However, as this post shows, I do have an interest in the Sacrament. Besides, since Dr. Peters (see below) has made this a matter of canon law, I should think that an interested outside observer should be able to look at the arguments for himself.
I want to add that the Catholic leaders of Washington, D.C. should consider that their handling of this is a scandal, in the technical sense, to traditionally minded non-Catholics. To be clear, I have many reasons (which I don't intend to go into) for not accepting the claims of the Roman Catholic Church. But this bad treatment of a faithful priest trying to protect the sacrament from profanation by an open and proud lesbian is yet an additional reason. The hierarchy here, so far from preserving truth (which is truth on their own terms) is placing itself on the side of those who wish to destroy the Church and on the side of a woman who set out to persecute a real Catholic priest.

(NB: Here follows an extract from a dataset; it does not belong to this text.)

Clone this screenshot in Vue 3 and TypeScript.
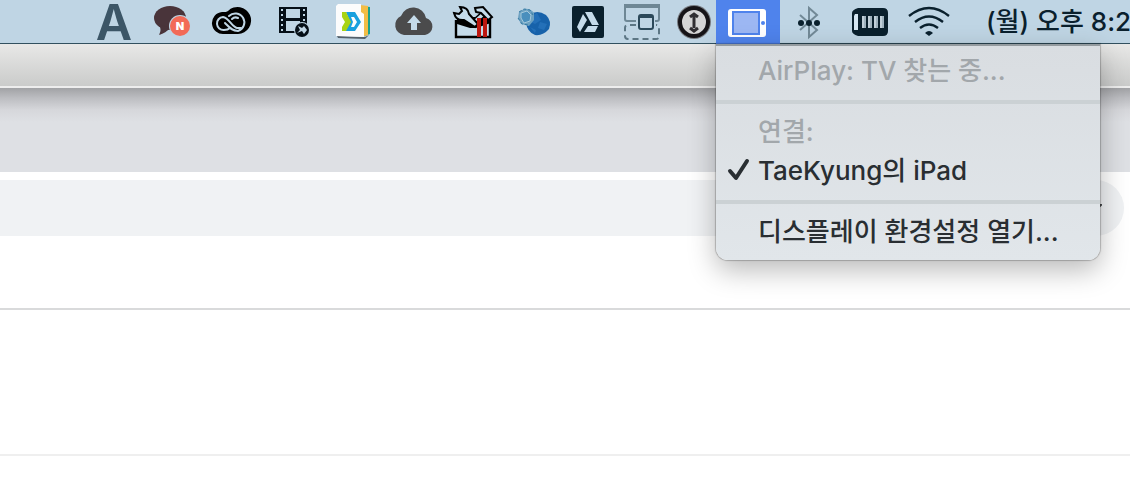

Now, you can read here Dr. Peters's learned disagreement with Fr. Guarnizo's refusal to give Holy Communion to Johnson. The nub of it appears to be that Peters believes that, despite the fact that Johnson lives openly with another woman as a lesbian and bragged about this fact on purpose to the priest ahead of time, Fr. Guarnizo could not really have known that her sin was "obstinate, manifest, and persevering."

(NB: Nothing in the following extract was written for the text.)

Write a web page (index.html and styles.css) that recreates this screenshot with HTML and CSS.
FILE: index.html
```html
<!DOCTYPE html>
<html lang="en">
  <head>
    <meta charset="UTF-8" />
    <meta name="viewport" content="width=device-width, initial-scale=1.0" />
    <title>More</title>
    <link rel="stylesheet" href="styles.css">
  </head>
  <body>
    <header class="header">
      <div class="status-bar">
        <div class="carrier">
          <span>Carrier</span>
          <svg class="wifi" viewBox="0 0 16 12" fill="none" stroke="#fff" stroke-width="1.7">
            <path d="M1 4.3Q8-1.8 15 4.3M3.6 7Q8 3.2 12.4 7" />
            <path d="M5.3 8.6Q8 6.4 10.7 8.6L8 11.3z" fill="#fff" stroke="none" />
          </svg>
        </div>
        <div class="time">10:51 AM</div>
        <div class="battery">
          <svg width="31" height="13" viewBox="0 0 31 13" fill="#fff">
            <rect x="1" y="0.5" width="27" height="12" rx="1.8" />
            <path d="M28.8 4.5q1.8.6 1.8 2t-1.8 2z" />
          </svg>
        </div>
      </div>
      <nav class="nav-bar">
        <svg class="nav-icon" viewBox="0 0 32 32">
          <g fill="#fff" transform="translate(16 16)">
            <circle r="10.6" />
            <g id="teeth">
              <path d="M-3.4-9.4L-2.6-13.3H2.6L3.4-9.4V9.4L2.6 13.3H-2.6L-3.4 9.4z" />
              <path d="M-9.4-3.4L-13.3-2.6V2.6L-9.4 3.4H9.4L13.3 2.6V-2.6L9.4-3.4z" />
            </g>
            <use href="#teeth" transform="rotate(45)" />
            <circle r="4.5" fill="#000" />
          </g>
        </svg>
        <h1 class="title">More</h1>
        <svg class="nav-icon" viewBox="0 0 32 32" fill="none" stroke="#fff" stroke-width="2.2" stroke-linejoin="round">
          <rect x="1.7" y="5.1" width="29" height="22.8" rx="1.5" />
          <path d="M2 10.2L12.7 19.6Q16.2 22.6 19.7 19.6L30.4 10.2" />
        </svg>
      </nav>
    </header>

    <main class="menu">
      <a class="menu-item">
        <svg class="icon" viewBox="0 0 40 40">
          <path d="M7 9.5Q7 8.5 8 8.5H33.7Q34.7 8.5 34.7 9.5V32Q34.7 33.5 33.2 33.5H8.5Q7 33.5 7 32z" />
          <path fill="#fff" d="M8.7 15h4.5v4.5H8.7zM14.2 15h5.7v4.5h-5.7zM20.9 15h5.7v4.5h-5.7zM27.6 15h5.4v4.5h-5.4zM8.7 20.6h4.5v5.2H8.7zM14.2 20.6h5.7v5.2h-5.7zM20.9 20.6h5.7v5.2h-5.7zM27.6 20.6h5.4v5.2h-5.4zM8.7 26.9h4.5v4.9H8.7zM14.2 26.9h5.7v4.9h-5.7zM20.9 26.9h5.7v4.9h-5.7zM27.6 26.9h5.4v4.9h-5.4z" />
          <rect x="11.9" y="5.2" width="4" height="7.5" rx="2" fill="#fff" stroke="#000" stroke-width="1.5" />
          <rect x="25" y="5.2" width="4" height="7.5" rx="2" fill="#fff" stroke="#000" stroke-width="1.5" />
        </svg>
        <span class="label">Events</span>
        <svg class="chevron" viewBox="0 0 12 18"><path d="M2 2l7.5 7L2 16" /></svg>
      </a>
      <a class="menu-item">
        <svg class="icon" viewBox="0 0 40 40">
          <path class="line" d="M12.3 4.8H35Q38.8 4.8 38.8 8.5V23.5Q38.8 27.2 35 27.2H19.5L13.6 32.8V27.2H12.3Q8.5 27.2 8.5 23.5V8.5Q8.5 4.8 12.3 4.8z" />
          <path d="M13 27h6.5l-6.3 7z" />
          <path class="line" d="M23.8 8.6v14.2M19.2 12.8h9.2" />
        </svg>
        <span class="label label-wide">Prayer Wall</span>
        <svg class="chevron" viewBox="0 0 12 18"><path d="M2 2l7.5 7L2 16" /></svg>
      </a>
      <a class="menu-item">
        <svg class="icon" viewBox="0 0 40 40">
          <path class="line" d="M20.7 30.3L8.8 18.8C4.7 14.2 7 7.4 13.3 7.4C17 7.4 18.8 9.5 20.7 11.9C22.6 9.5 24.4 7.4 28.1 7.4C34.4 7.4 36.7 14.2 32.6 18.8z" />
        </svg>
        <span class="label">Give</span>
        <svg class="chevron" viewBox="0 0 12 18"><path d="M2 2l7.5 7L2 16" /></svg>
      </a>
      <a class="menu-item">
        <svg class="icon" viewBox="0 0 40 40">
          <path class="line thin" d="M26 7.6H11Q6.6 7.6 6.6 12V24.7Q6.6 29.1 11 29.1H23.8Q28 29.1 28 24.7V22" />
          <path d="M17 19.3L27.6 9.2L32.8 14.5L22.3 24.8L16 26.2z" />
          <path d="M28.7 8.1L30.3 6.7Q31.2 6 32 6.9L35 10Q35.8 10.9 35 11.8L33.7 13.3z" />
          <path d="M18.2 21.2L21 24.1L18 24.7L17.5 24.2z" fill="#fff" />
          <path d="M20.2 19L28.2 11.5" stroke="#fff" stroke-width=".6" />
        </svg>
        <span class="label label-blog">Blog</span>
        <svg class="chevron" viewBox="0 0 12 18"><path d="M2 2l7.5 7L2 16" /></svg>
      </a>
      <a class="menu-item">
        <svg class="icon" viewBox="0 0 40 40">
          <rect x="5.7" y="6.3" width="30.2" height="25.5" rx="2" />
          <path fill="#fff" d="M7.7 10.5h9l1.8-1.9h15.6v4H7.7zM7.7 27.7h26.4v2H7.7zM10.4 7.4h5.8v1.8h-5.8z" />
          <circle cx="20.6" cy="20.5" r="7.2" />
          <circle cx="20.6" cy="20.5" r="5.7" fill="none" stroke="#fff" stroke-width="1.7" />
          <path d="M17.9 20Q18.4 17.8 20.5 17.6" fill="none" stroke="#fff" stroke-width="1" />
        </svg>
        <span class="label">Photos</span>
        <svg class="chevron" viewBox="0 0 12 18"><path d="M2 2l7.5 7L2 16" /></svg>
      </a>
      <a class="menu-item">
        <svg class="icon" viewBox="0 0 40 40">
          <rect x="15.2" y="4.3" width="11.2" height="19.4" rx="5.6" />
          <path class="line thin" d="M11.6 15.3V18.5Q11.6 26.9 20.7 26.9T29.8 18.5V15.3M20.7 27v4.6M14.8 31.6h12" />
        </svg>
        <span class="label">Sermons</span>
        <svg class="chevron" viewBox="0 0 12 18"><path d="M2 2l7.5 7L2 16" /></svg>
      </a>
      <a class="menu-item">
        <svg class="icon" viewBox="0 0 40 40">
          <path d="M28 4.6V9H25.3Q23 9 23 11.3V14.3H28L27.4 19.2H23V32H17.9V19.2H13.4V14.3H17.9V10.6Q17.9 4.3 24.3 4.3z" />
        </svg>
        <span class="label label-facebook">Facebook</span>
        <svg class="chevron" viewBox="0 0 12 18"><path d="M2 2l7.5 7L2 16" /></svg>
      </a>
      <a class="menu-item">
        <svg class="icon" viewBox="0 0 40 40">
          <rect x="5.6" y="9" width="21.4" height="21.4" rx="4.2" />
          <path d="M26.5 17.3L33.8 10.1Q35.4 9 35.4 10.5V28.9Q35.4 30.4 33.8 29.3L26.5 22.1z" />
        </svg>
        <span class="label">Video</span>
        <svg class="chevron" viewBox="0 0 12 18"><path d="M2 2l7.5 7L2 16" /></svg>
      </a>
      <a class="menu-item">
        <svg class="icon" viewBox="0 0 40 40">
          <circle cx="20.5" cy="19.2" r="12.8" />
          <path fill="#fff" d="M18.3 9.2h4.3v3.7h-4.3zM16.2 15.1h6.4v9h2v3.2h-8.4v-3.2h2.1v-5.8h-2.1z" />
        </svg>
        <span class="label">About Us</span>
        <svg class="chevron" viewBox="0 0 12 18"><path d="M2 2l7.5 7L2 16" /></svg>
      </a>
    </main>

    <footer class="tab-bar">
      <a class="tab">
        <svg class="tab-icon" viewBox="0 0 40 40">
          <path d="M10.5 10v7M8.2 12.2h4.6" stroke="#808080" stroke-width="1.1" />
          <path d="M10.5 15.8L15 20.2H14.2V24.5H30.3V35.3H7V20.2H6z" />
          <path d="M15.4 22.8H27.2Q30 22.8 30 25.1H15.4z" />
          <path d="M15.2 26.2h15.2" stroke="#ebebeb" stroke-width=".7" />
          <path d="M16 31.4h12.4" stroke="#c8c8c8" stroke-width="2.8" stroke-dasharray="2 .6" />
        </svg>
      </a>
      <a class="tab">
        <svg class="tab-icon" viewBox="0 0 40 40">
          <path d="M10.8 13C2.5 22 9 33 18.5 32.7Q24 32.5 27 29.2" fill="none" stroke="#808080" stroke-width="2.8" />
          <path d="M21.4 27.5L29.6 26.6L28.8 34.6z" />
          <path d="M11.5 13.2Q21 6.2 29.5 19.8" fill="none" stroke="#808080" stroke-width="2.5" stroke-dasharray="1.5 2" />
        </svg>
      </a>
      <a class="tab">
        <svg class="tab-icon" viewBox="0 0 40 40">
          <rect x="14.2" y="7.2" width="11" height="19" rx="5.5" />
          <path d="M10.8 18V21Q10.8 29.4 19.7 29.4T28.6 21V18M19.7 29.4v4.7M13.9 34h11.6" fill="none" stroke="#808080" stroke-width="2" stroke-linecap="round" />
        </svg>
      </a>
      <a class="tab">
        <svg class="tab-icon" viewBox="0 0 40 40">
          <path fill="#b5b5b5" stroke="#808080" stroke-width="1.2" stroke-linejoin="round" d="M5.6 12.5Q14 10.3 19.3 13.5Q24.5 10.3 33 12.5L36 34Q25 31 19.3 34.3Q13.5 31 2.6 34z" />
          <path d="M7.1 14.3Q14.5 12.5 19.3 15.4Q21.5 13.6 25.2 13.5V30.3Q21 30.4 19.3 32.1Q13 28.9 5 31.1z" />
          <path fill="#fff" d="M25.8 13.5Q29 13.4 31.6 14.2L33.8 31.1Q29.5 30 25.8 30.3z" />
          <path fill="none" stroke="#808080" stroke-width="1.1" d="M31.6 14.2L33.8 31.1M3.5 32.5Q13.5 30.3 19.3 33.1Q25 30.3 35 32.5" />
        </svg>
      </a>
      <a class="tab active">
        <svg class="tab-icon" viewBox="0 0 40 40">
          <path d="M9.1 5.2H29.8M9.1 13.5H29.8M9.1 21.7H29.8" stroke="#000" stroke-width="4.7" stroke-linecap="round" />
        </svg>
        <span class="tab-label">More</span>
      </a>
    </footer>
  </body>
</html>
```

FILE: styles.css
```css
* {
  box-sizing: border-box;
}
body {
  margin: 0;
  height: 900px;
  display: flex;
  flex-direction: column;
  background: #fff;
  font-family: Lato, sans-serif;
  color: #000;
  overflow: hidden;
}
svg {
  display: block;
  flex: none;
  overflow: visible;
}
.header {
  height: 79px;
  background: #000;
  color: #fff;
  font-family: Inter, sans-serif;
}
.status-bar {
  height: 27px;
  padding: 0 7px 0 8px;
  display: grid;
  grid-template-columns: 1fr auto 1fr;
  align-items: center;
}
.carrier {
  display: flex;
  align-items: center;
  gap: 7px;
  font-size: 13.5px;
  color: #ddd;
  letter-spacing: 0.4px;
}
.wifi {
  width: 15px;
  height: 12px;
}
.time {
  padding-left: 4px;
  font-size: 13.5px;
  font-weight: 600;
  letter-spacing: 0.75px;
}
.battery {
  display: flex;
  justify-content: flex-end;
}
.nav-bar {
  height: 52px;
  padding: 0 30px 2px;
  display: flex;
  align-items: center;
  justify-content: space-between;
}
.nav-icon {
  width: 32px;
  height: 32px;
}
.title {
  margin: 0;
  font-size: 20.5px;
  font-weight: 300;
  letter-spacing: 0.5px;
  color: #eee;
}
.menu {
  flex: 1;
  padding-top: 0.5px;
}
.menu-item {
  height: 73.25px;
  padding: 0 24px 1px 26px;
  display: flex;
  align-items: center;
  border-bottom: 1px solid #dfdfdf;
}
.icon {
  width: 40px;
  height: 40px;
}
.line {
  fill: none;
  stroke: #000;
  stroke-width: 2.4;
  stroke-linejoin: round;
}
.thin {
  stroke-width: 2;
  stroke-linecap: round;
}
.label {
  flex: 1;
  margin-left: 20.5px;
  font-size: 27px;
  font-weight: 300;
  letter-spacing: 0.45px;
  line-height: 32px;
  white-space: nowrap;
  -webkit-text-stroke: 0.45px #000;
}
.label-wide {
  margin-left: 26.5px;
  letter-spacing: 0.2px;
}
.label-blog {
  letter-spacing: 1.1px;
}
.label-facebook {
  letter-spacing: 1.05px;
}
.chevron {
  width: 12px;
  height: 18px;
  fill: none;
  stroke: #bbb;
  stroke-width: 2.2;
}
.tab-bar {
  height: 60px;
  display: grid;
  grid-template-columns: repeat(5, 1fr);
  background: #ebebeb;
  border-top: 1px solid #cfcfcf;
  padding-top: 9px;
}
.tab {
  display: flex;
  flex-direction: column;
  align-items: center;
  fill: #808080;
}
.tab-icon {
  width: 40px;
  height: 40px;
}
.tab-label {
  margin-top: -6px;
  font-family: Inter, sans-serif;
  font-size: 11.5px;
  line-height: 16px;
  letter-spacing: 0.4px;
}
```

Ironically (at least ironically in my opinion) Dr. Peters apparently thinks a priest could be justified in withholding Holy Communion from a person who was in "gravely immodest dress," because that would mean that the person was "objectively indisposed" to receive the Sacrament, but not from Johnson, who was running an obvious sodomite set-up of Fr. G. and bragged about her lifestyle.
That's pretty striking. In this day and age, when gravely immodest dress is so common, a devout Catholic young woman who had received poor guidance concerning her clothing (and I gather there are a lot of these out there) might approach the rail in, comparatively speaking, all innocence to receive the Sacrament, and Dr. Peters's argument would support denying it to her, while Peters supports the punishment of Fr. G. for refusing it to a hardened sexual sinner who boasted ahead of time of her sinful lifestyle and clearly indicated her intent to continue therein!
Without belaboring the point too much, let me just say that if a person who is living in open sexual sin approaches a priest ahead of time and introduces deliberately in conversation the fact that he is living with a mistress (whom he has brought with him), with a male lover, or a woman with a lesbian lover, this seems pretty obviously to count as showing the sin to be obstinate, manifest, and persevering. It should not be necessary for the priest to have known the person for a long time for such an open declaration to be sufficient evidence on this point. This seems only logical.
Finally, here is a thought experiment that I posted at a different blog. I think it says it all. If Dr. Peters or those who agree with him want to maintain his argument, they're going to have to show some relevant differences here, and I think they're going to have a hard time doing that. Or else they could just bite the bullet and say that this priest, too, would be "breaking canon law." Which, to put it mildly, should call either the present state of canon law or their interpretation thereof into question.
Imagine that the U.S. slides further into debauchery and that pedophilia is legalized. Now imagine that a man shows up at his mother’s funeral mass with a 7-year-old boy in tow, whom he introduces with a proud smirk to some target Fr. G., before the service, as, “My boy lover (isn’t he beautiful?).”Can we be done now?
Based on this learned analysis of canon law that we are hearing about, is this hypothetical Fr. G. breaking canon law if he refuses to give the Sacrament to this man when he approaches the rail?